As with all diurnal cycles, mine begins with the sunrise. I blink my eyes open in the blue hour when some of the city still sleeps. Then, the hum of a singing bowl encounters my body with the crispness of morning air and a subtle shiver. Invigorating!

A so-called typical day in my life as an MSc student at the Wits School of Physiology can be tricky to convey. I often find that the best I can do is have a plan but go with the flow. Whatever transpires, the sun will rise again tomorrow. I can plan to read 30 journal articles a month, and sometimes the one-a-day mentality works out. Yet, life outside of the university perimeter does not slow down to ensure I don’t sometimes miss my one-a-day aim. The vlog that I’ve created to share a Friday in my life with you reminded me how I try to integrate three main themes into every day:

  1. Rest. This theme moves beyond just adequate, restorative sleep. It embraces that I am a person who makes mistakes and needs to regulate my emotions. This is “down time”, not processing power. This is giving yourself space to do what you can to breathe a little deeper. Prioritize intentional rest.
  • Digest. Postgraduate “demands” are often overwhelming. Feeling stuck between writing paragraphs or tearful frustration after an hour of feedback can rain upon your progress parade! It becomes increasingly useful to digest my day, one metaphorical meal at a time – the information I have taken in; the discursive encounters with friends and colleagues; or the embarrassment of nearly hitting a professor with an obnoxiously oversized, yellow sign that reads “Silence please. Exams in progress.” Sorry again, Prof. Woodiwiss!
  • Invest. My friends ask “So, if you’re still waiting to finalize some niggly bits of your project, what do you do to stay busy?”. I make it a point not to stay busy, but rather to keep motivated. Each day, I do as much as is within my reasonable capacity to invest cognitive energy, desire, passion (and even complacency, fear, fatigue) and patience into what I want to create for my future. I read, write, engage, challenge, and absorb.

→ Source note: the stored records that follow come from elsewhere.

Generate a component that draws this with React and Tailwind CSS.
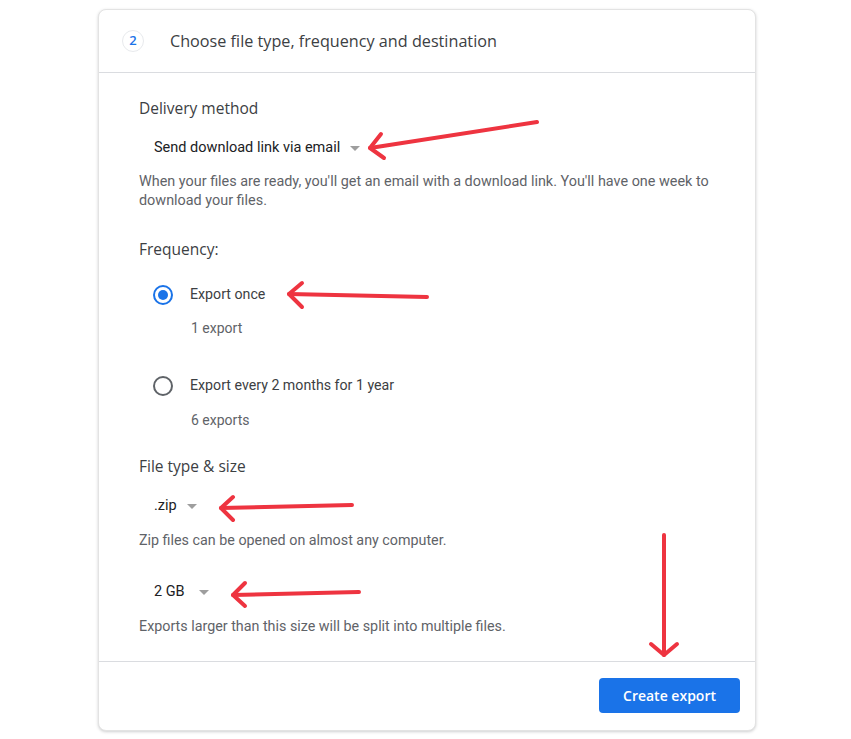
import React from "react";

const body = { fontFamily: "Roboto, 'Liberation Sans', sans-serif" };
const head = { fontFamily: "'Open Sans', Roboto, sans-serif" };

function Caret() {
  return (
    <svg width="10" height="5" viewBox="0 0 10 5" className="ml-[10px]">
      <path d="M0 0 L10 0 L5 5 Z" fill="#9e9e9e" />
    </svg>
  );
}

function Arrow({ x1, y1, x2, y2, w1, w2 }) {
  return (
    <g stroke="#ee3440" strokeWidth="4" strokeLinecap="round" strokeLinejoin="round" fill="none">
      <line x1={x1} y1={y1} x2={x2} y2={y2} />
      <polyline points={`${w1[0]},${w1[1]} ${x2},${y2} ${w2[0]},${w2[1]}`} />
    </g>
  );
}

export default function App() {
  return (
    <div className="relative w-[851px] h-[739px] bg-white overflow-hidden" style={body}>
      <div className="ml-[98px] mt-[9px] w-[658px] rounded-[8px] border border-[#e3e3e3] bg-white shadow-[0_1px_3px_rgba(60,64,67,0.25)]">
        <div className="h-[63px] border-b border-[#dadce0] flex items-center pl-[23px]">
          <div className="w-[22px] h-[22px] rounded-full border border-[#e8eaed] flex items-center justify-center text-[13px] font-semibold text-[#1a73e8]" style={head}>
            2
          </div>
          <div className="ml-[26px] text-[16.2px] text-[#3c4043]" style={head}>
            Choose file type, frequency and destination
          </div>
        </div>

        <div className="pl-[40px] pr-[30px] pt-[25px] pb-[25px]">
          <div className="h-[20px] leading-[20px] text-[15.5px] text-[#3c4043]" style={head}>Delivery method</div>
          <div className="mt-[20px] h-[20px] flex items-center pl-[15px] text-[14.5px] text-[#202124]">
            Send download link via email
            <Caret />
          </div>
          <div className="mt-[14px] text-[14.4px] leading-[19px] text-[#5f6368]">
            When your files are ready, you'll get an email with a download link. You'll have one week to download your files.
          </div>

          <div className="mt-[29px] h-[20px] leading-[20px] text-[15.5px] text-[#3c4043]" style={head}>Frequency:</div>
          <div className="mt-[26px] h-[20px] flex items-center pl-[14px]">
            <div className="w-[20px] h-[20px] rounded-full border-2 border-[#1a73e8] flex items-center justify-center">
              <div className="w-[10px] h-[10px] rounded-full bg-[#1a73e8]" />
            </div>
            <span className="ml-[17px] text-[14.2px] text-[#3c4043]">Export once</span>
          </div>
          <div className="mt-[13px] h-[20px] leading-[20px] pl-[52px] text-[14px] text-[#5f6368]">1 export</div>
          <div className="mt-[38px] h-[20px] flex items-center pl-[14px]">
            <div className="w-[20px] h-[20px] rounded-full border-2 border-[#5f6368]" />
            <span className="ml-[17px] text-[14.2px] text-[#3c4043]">Export every 2 months for 1 year</span>
          </div>
          <div className="mt-[14px] h-[20px] leading-[20px] pl-[52px] text-[14px] text-[#5f6368]">6 exports</div>

          <div className="mt-[26px] h-[20px] leading-[20px] text-[15.5px] text-[#3c4043]" style={head}>File type &amp; size</div>
          <div className="mt-[20px] h-[20px] flex items-center pl-[15px] text-[14.5px] text-[#202124]">
            .zip
            <Caret />
          </div>
          <div className="mt-[14px] h-[20px] leading-[20px] text-[14.3px] text-[#5f6368]">Zip files can be opened on almost any computer.</div>
          <div className="mt-[32px] h-[20px] flex items-center pl-[15px] text-[14.5px] text-[#202124]">
            2 GB
            <span className="ml-[4px] flex"><Caret /></span>
          </div>
          <div className="mt-[14px] h-[20px] leading-[20px] text-[14.3px] text-[#5f6368]">Exports larger than this size will be split into multiple files.</div>
        </div>

        <div className="h-[69px] border-t border-[#dadce0] flex items-center justify-end pr-[15px] pb-[2px]">
          <button className="w-[141px] h-[35px] rounded-[4px] bg-[#1a73e8] text-white text-[14px] font-semibold" style={head}>
            Create export
          </button>
        </div>
      </div>

      <svg className="absolute left-0 top-0 pointer-events-none" width="851" height="739">
        <Arrow x1={537} y1={122} x2={370} y2={148} w1={[381, 134]} w2={[384, 158]} />
        <Arrow x1={427} y1={297} x2={289} y2={294} w1={[302, 283]} w2={[302, 307]} />
        <Arrow x1={352} y1={505} x2={221} y2={508} w1={[233, 497]} w2={[233, 520]} />
        <Arrow x1={359} y1={592} x2={233} y2={595} w1={[245, 583]} w2={[245, 606]} />
        <Arrow x1={664} y1={535} x2={664} y2={655} w1={[651, 644]} w2={[677, 644]} />
      </svg>
    </div>
  );
}
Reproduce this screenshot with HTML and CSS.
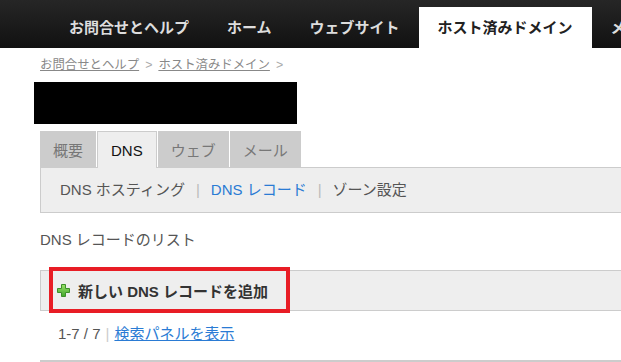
FILE: index.html
```html
<!DOCTYPE html>
<html lang="ja">
<head>
  <meta charset="UTF-8">
  <meta name="viewport" content="width=device-width, initial-scale=1.0">
  <title>DNS レコード</title>
  <link rel="stylesheet" href="styles.css">
</head>
<body>
  <!-- Top navigation -->
  <div class="topnav">
    <a href="#">お問合せとヘルプ</a>
    <a href="#">ホーム</a>
    <a href="#">ウェブサイト</a>
    <a href="#" class="active">ホスト済みドメイン</a>
    <a href="#">メール</a>
  </div>

  <div class="page">
    <div class="breadcrumb">
      <a href="#">お問合せとヘルプ</a><span class="sep">&gt;</span><a href="#">ホスト済みドメイン</a><span class="sep">&gt;</span>
    </div>

    <div class="domain-name"></div>

    <div class="tabs">
      <a href="#" class="tab">概要</a>
      <a href="#" class="tab active">DNS</a>
      <a href="#" class="tab">ウェブ</a>
      <a href="#" class="tab">メール</a>
    </div>
    <div class="subnav">
      <a href="#">DNS ホスティング</a><span class="sep">|</span><a href="#" class="current">DNS レコード</a><span class="sep">|</span><a href="#">ゾーン設定</a>
    </div>

    <h2 class="list-title">DNS レコードのリスト</h2>

    <div class="toolbar">
      <a href="#" class="add-button">
        <svg class="plus" width="13" height="13" viewBox="0 0 13 13">
          <defs>
            <linearGradient id="g" x1="0" y1="0" x2="0" y2="1">
              <stop offset="0" stop-color="#9be26a"/>
              <stop offset="1" stop-color="#3fa62a"/>
            </linearGradient>
          </defs>
          <path d="M4.5 0.5h4v4h4v4h-4v4h-4v-4h-4v-4h4z" fill="url(#g)" stroke="#3d8f2a" stroke-width="1"/>
        </svg>
        新しい DNS レコードを追加
      </a>
    </div>

    <div class="paging">
      1-7 / 7<span class="sep">|</span><a href="#">検索パネルを表示</a>
    </div>
    <div class="table-top"></div>
  </div>
</body>
</html>
```

FILE: styles.css
```css
body {
  margin: 0;
  font-family: "Liberation Sans", "Noto Sans CJK JP", sans-serif;
  font-size: 15px;
  color: #555;
  background: #fff;
  overflow: hidden;
}

/* top navigation */
.topnav {
  height: 48px;
  padding-left: 50px;
  background: linear-gradient(#262626, #111);
  display: flex;
  align-items: flex-end;
  white-space: nowrap;
  overflow: hidden;
}

.topnav a {
  height: 41px;
  line-height: 41px;
  padding: 0 19px;
  color: #ddd;
  font-weight: bold;
  font-size: 15px;
  text-decoration: none;
}

.topnav a.active {
  background: #fff;
  color: #222;
}

.page {
  padding-left: 40px;
  width: 700px;
}

/* breadcrumb */
.breadcrumb {
  margin-top: 9px;
  font-size: 12.4px;
  line-height: 16px;
  color: #aaa;
}

.breadcrumb a {
  color: #888;
}

.breadcrumb .sep {
  margin: 0 6px;
}

.domain-name {
  margin: 9px 0 0 -6px;
  width: 263px;
  height: 42px;
  background: #000;
}

/* tabs */
.tabs {
  display: flex;
  margin-top: 7px;
  height: 36px;
}

.tab {
  box-sizing: border-box;
  height: 36px;
  padding: 4px 13px 0;
  margin-right: 1px;
  line-height: 32px;
  background: #ccc;
  color: #777;
  text-decoration: none;
}

.tab.active {
  position: relative;
  z-index: 1;
  height: 37px;
  background: #eee;
  color: #111;
  border: 1px solid #ccc;
  border-bottom: none;
  padding-top: 3px;
}

.subnav {
  box-sizing: border-box;
  height: 46px;
  padding-left: 19px;
  line-height: 44px;
  background: #eee;
  border: 1px solid #ccc;
  border-right: none;
}

.subnav a {
  color: #555;
  text-decoration: none;
}

.subnav a.current {
  color: #2a7bd4;
}

.subnav .sep {
  color: #bbb;
  margin: 0 11px;
}

.list-title {
  margin: 17px 0 0;
  font-size: 15px;
  font-weight: normal;
  line-height: 20px;
  color: #555;
}

/* toolbar with add button */
.toolbar {
  margin-top: 20px;
  height: 39px;
  background: #eee;
  border: 1px solid #ccc;
  border-right: none;
}

.add-button {
  display: inline-flex;
  align-items: center;
  height: 38px;
  margin-left: 12px;
  padding: 0 18px 0 4px;
  outline: 4px solid #e81d25;
  color: #333;
  font-weight: bold;
  text-decoration: none;
}

.plus {
  margin-right: 8px;
}

.paging {
  margin-top: 13px;
  padding-left: 18px;
  line-height: 20px;
  color: #555;
}

.paging .sep {
  color: #ccc;
  margin: 0 5px;
}

.paging a {
  color: #2a7bd4;
}

.table-top {
  margin-top: 16px;
  height: 3px;
  background: #ccc;
}
```
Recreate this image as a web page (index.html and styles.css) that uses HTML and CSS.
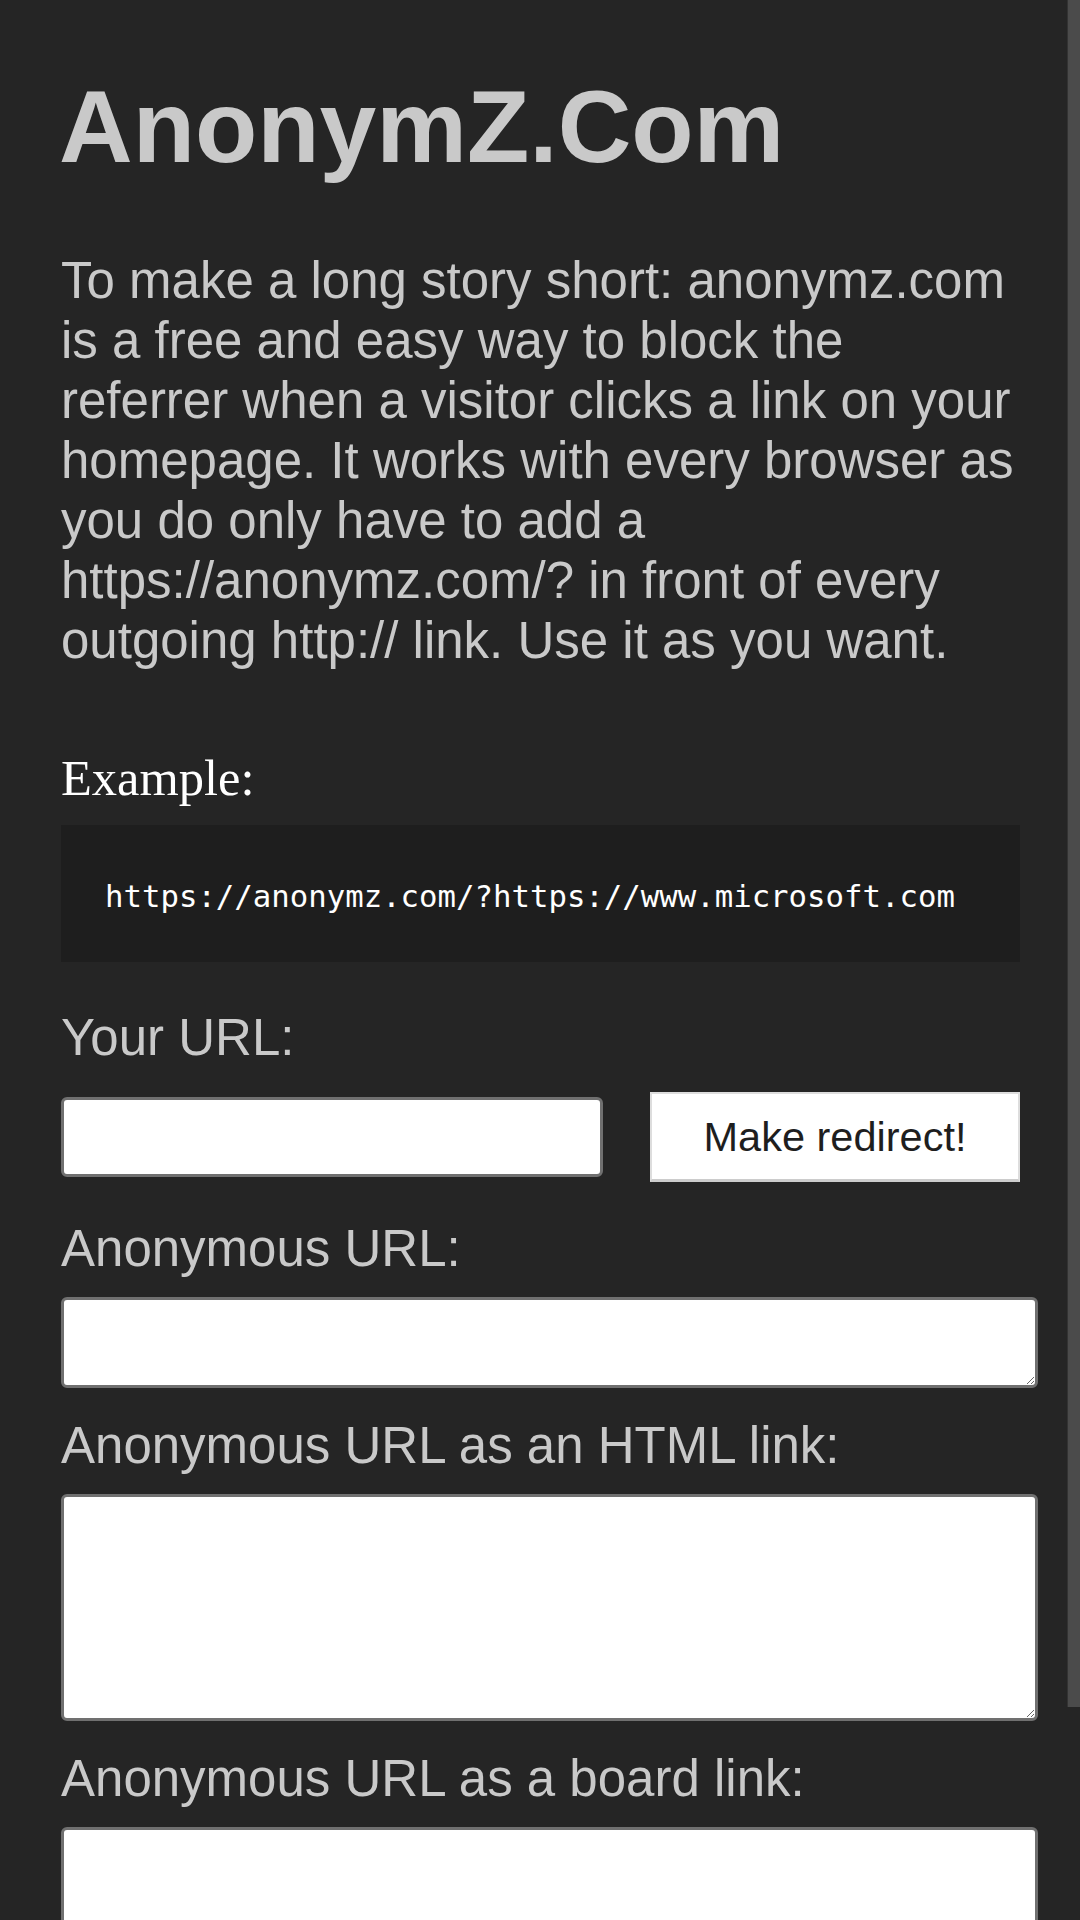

How might these themes materialize? Playing piano in the Adler Museum has kept me balanced on lengthy campus days (reads: rest). I also spend a portion of my work-and-play time analyzing starred sections of journal articles and transforming my thoughts to prose, not for reasons other than love and intrigue (hello, howzit, digest)!  I volunteer for the South African Society for Sleep and Health as a content creator. I allocate about five hours a week to this (invest, invest, invest).

So, rest when you need to. Find your way to chew up the challenges of your day. Finally, this is a gentle reminder that on some days self-investment means doing less. Less than that. Lesser, still.